Each of the requirements listed above will result in a percentage grade. Each of the items will be weighted as indicated in parentheses below. Each percentage will be weighted and a course average calculated to determine the final course grade.
1. Weekly homework assignments (20%)
2. Fox text completion (10%)
3. Timely completion of Literacy Instructional Module Draft, Parts 1, 2, 3, and 4 (5%)
4. Complete Final Draft of Literacy Instructional Module (Parts 1-7) (40%)
Note: This is the “Core Assessment” for EDE380.
5. Miscue Analysis Project (20%)
6. MoSTEP Standard 1.2.4 Reflective Pieces relating the three Performance Indicators under Quality Indicator 1.2.4 to learning in EDE 380. This assignment will be written in class late in the semester in lieu of a final exam (5%).
Further details about these projects are provided above, and even more information will be provided in class.
Late Submission of Course Materials:
Policies differ for each type of assignment; each assignment is fully described in the GRADING PLAN section later in this document.
Please do not make excuses for late work; rather, professionals act proactively to prevent problems, and when they are completely unavoidable, they present a plan rather than an excuse. This is related to professional dispositions, particularly Respect for Others and Willingness to Maintain Engagement.
Classroom Rules of Conduct:
All of the rules stated below are important and relate directly to professional dispositions, especially Respect for Others and Willingness to Maintain Engagement.
Reading: Read syllabus carefully on your own.
Assignment: Start on Fox text immediately. Make a plan for timely completion. Due date is Sept. 10.
The Literacy Instructional Module
Homework due: Vacca, Ch. 1 and 2. Just skim Chapter 1, but do chapter questions for Chapter 2 (as described under GRADING PLAN and as explained in class). Reminder: Readings will always be due on Tuesdays, starting this week.
Working with words: Part 1
Homework due: Questions for Vacca, Ch. 7 (Note: We will be skipping around in the Vacca text, so please pay close attention to chapter numbers for each week!)

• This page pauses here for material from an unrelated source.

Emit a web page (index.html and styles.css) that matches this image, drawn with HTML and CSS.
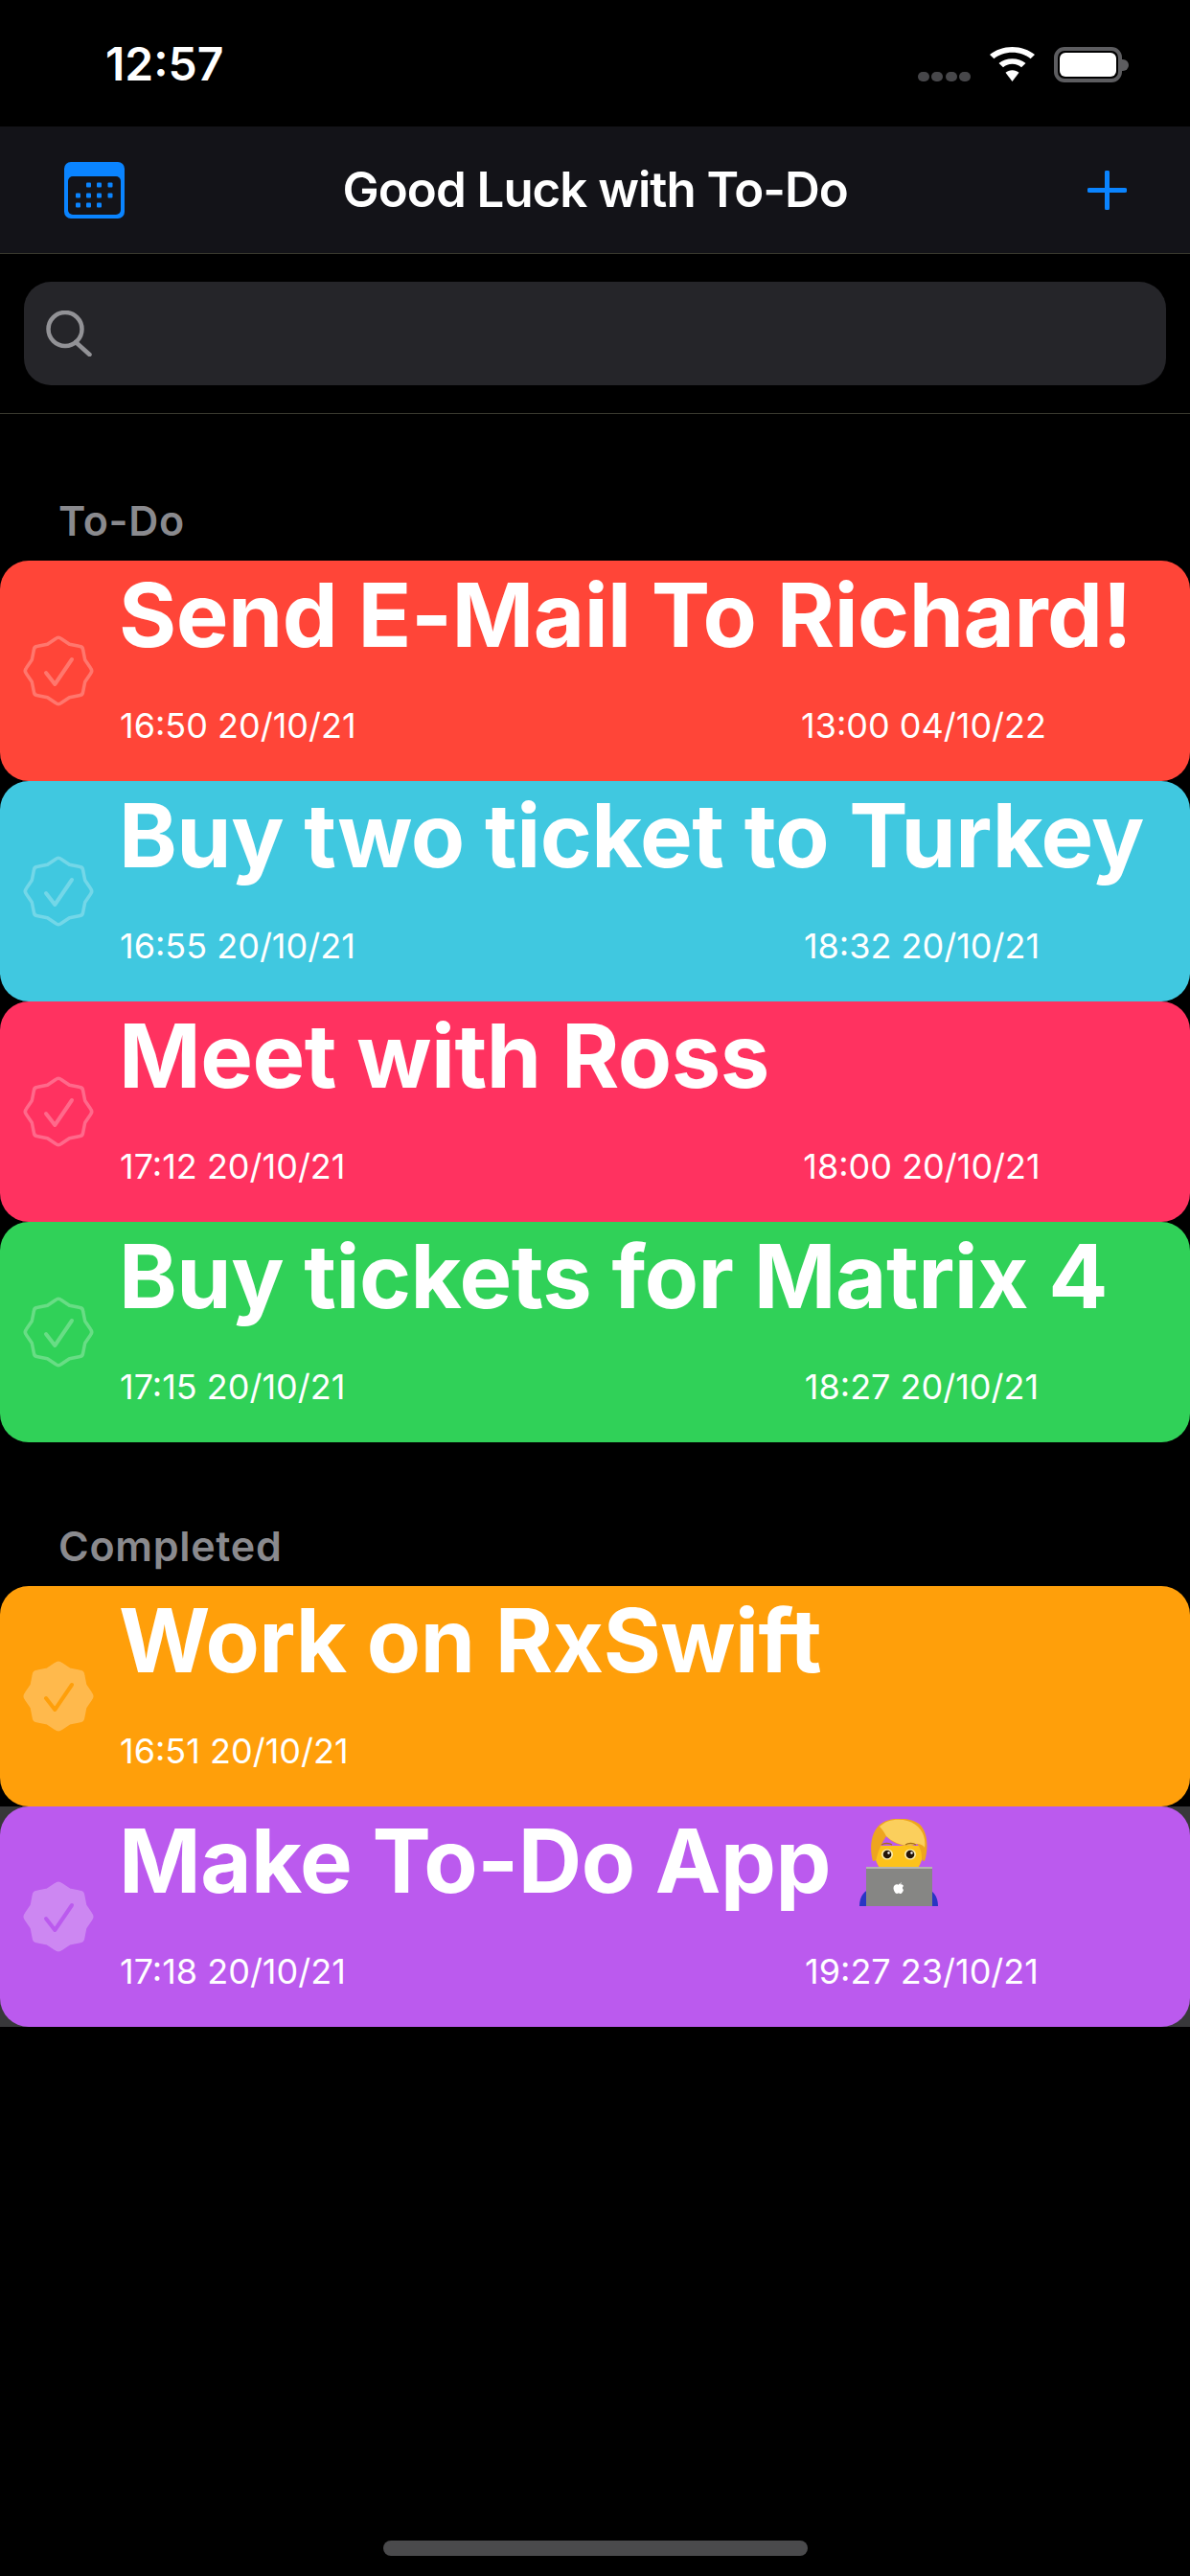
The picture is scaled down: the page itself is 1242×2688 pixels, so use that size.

Working with words: Part 2
Homework due: Questions for Vacca, Ch. 8
Assignment due: Completed Fox text due Sept. 10.
Reading Comprehension: Part 1
Homework due: Questions for Vacca, Ch. 9
Reading Comprehension, Part 2
Homework due: Questions for Vacca, Ch. 10
Draft of Part 1 of Literacy Instructional Module (Background Information) due Sept.24.
September 29-Oct. 1
Multiple Literacies and “New” Literacies
Homework due: Questions for Vacca, Ch. 11
(October 12-16 is Fall Recess; classes will not meet that week.)
Literacy assessment: Part 1
Homework due: Questions for Vacca, Ch. 6
Assignment due: Draft of Literacy Instructional Module Parts 2 (Outcomes/Objectives) and 3 (Instructional Plan) due October 8.
Literacy Assessment: Part 2
Homework due: Questions for Vacca, Ch. 14
Miscue Analysis: Part 1
Homework due: Questions for Wilde, Ch. 1-6 (Instructor will provide study questions for these chapters.)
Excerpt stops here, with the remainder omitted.